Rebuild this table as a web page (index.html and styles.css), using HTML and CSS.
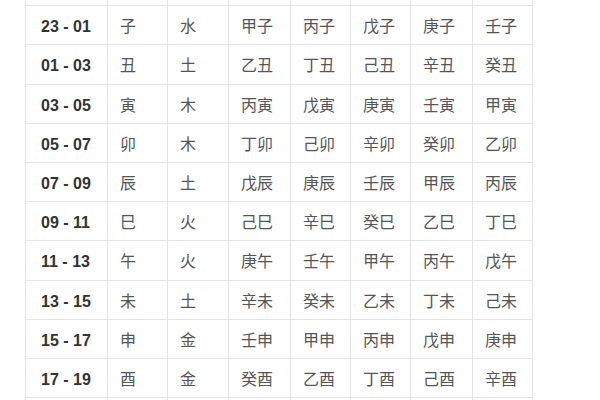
FILE: index.html
```html
<!DOCTYPE html>
<html lang="zh">
<head>
<meta charset="utf-8">
<link rel="stylesheet" href="styles.css">
</head>
<body>
<table class="tbl">
<colgroup>
<col class="c-time"><col class="c-a"><col class="c-b"><col class="c-c"><col class="c-d"><col class="c-e"><col class="c-f"><col class="c-g">
</colgroup>
<tbody>
<tr class="head"><td></td><td></td><td></td><td></td><td></td><td></td><td></td><td></td></tr>
<tr><td class="t">23 - 01</td><td>子</td><td>水</td><td>甲子</td><td>丙子</td><td>戊子</td><td>庚子</td><td>壬子</td></tr>
<tr><td class="t">01 - 03</td><td>丑</td><td>土</td><td>乙丑</td><td>丁丑</td><td>己丑</td><td>辛丑</td><td>癸丑</td></tr>
<tr><td class="t">03 - 05</td><td>寅</td><td>木</td><td>丙寅</td><td>戊寅</td><td>庚寅</td><td>壬寅</td><td>甲寅</td></tr>
<tr><td class="t">05 - 07</td><td>卯</td><td>木</td><td>丁卯</td><td>己卯</td><td>辛卯</td><td>癸卯</td><td>乙卯</td></tr>
<tr><td class="t">07 - 09</td><td>辰</td><td>土</td><td>戊辰</td><td>庚辰</td><td>壬辰</td><td>甲辰</td><td>丙辰</td></tr>
<tr><td class="t">09 - 11</td><td>巳</td><td>火</td><td>己巳</td><td>辛巳</td><td>癸巳</td><td>乙巳</td><td>丁巳</td></tr>
<tr><td class="t">11 - 13</td><td>午</td><td>火</td><td>庚午</td><td>壬午</td><td>甲午</td><td>丙午</td><td>戊午</td></tr>
<tr><td class="t">13 - 15</td><td>未</td><td>土</td><td>辛未</td><td>癸未</td><td>乙未</td><td>丁未</td><td>己未</td></tr>
<tr><td class="t">15 - 17</td><td>申</td><td>金</td><td>壬申</td><td>甲申</td><td>丙申</td><td>戊申</td><td>庚申</td></tr>
<tr><td class="t">17 - 19</td><td>酉</td><td>金</td><td>癸酉</td><td>乙酉</td><td>丁酉</td><td>己酉</td><td>辛酉</td></tr>
<tr class="tail"><td></td><td></td><td></td><td></td><td></td><td></td><td></td><td></td></tr>
</tbody>
</table>
</body>
</html>
```
FILE: styles.css
```css
html, body {
  margin: 0;
  padding: 0;
  background: #ffffff;
  overflow: hidden;
}
.tbl {
  border-collapse: collapse;
  table-layout: fixed;
  width: 508px;
  margin-left: 25px;
  margin-top: -34px;
  font-family: "Noto Sans CJK SC", "Liberation Sans", sans-serif;
  font-size: 16px;
  color: #555555;
}
.c-time { width: 82px; }
.c-a { width: 60px; }
.c-b { width: 61px; }
.c-c { width: 62px; }
.c-d { width: 60px; }
.c-e { width: 60px; }
.c-f { width: 62px; }
.c-g { width: 60px; }
.tbl td {
  border: 1px solid #e4e4e4;
  height: 39.2px;
  padding: 0 0 0 12px;
  box-sizing: border-box;
  text-align: left;
  vertical-align: middle;
  line-height: 20px;
  white-space: nowrap;
}
.tbl td.t {
  font-family: "Liberation Sans", Arial, sans-serif;
  font-weight: bold;
  font-size: 16px;
  color: #333333;
  padding-left: 15px;
  padding-top: 4px;
}
```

____________________

Exercise details:
Write the lines above out again exactly, without any of their pictures.

Full output:
Rebuild this table as a web page (index.html and styles.css), using HTML and CSS.
FILE: index.html
```html
<!DOCTYPE html>
<html lang="zh">
<head>
<meta charset="utf-8">
<link rel="stylesheet" href="styles.css">
</head>
<body>
<table class="tbl">
<colgroup>
<col class="c-time"><col class="c-a"><col class="c-b"><col class="c-c"><col class="c-d"><col class="c-e"><col class="c-f"><col class="c-g">
</colgroup>
<tbody>
<tr class="head"><td></td><td></td><td></td><td></td><td></td><td></td><td></td><td></td></tr>
<tr><td class="t">23 - 01</td><td>子</td><td>水</td><td>甲子</td><td>丙子</td><td>戊子</td><td>庚子</td><td>壬子</td></tr>
<tr><td class="t">01 - 03</td><td>丑</td><td>土</td><td>乙丑</td><td>丁丑</td><td>己丑</td><td>辛丑</td><td>癸丑</td></tr>
<tr><td class="t">03 - 05</td><td>寅</td><td>木</td><td>丙寅</td><td>戊寅</td><td>庚寅</td><td>壬寅</td><td>甲寅</td></tr>
<tr><td class="t">05 - 07</td><td>卯</td><td>木</td><td>丁卯</td><td>己卯</td><td>辛卯</td><td>癸卯</td><td>乙卯</td></tr>
<tr><td class="t">07 - 09</td><td>辰</td><td>土</td><td>戊辰</td><td>庚辰</td><td>壬辰</td><td>甲辰</td><td>丙辰</td></tr>
<tr><td class="t">09 - 11</td><td>巳</td><td>火</td><td>己巳</td><td>辛巳</td><td>癸巳</td><td>乙巳</td><td>丁巳</td></tr>
<tr><td class="t">11 - 13</td><td>午</td><td>火</td><td>庚午</td><td>壬午</td><td>甲午</td><td>丙午</td><td>戊午</td></tr>
<tr><td class="t">13 - 15</td><td>未</td><td>土</td><td>辛未</td><td>癸未</td><td>乙未</td><td>丁未</td><td>己未</td></tr>
<tr><td class="t">15 - 17</td><td>申</td><td>金</td><td>壬申</td><td>甲申</td><td>丙申</td><td>戊申</td><td>庚申</td></tr>
<tr><td class="t">17 - 19</td><td>酉</td><td>金</td><td>癸酉</td><td>乙酉</td><td>丁酉</td><td>己酉</td><td>辛酉</td></tr>
<tr class="tail"><td></td><td></td><td></td><td></td><td></td><td></td><td></td><td></td></tr>
</tbody>
</table>
</body>
</html>
```
FILE: styles.css
```css
html, body {
  margin: 0;
  padding: 0;
  background: #ffffff;
  overflow: hidden;
}
.tbl {
  border-collapse: collapse;
  table-layout: fixed;
  width: 508px;
  margin-left: 25px;
  margin-top: -34px;
  font-family: "Noto Sans CJK SC", "Liberation Sans", sans-serif;
  font-size: 16px;
  color: #555555;
}
.c-time { width: 82px; }
.c-a { width: 60px; }
.c-b { width: 61px; }
.c-c { width: 62px; }
.c-d { width: 60px; }
.c-e { width: 60px; }
.c-f { width: 62px; }
.c-g { width: 60px; }
.tbl td {
  border: 1px solid #e4e4e4;
  height: 39.2px;
  padding: 0 0 0 12px;
  box-sizing: border-box;
  text-align: left;
  vertical-align: middle;
  line-height: 20px;
  white-space: nowrap;
}
.tbl td.t {
  font-family: "Liberation Sans", Arial, sans-serif;
  font-weight: bold;
  font-size: 16px;
  color: #333333;
  padding-left: 15px;
  padding-top: 4px;
}
```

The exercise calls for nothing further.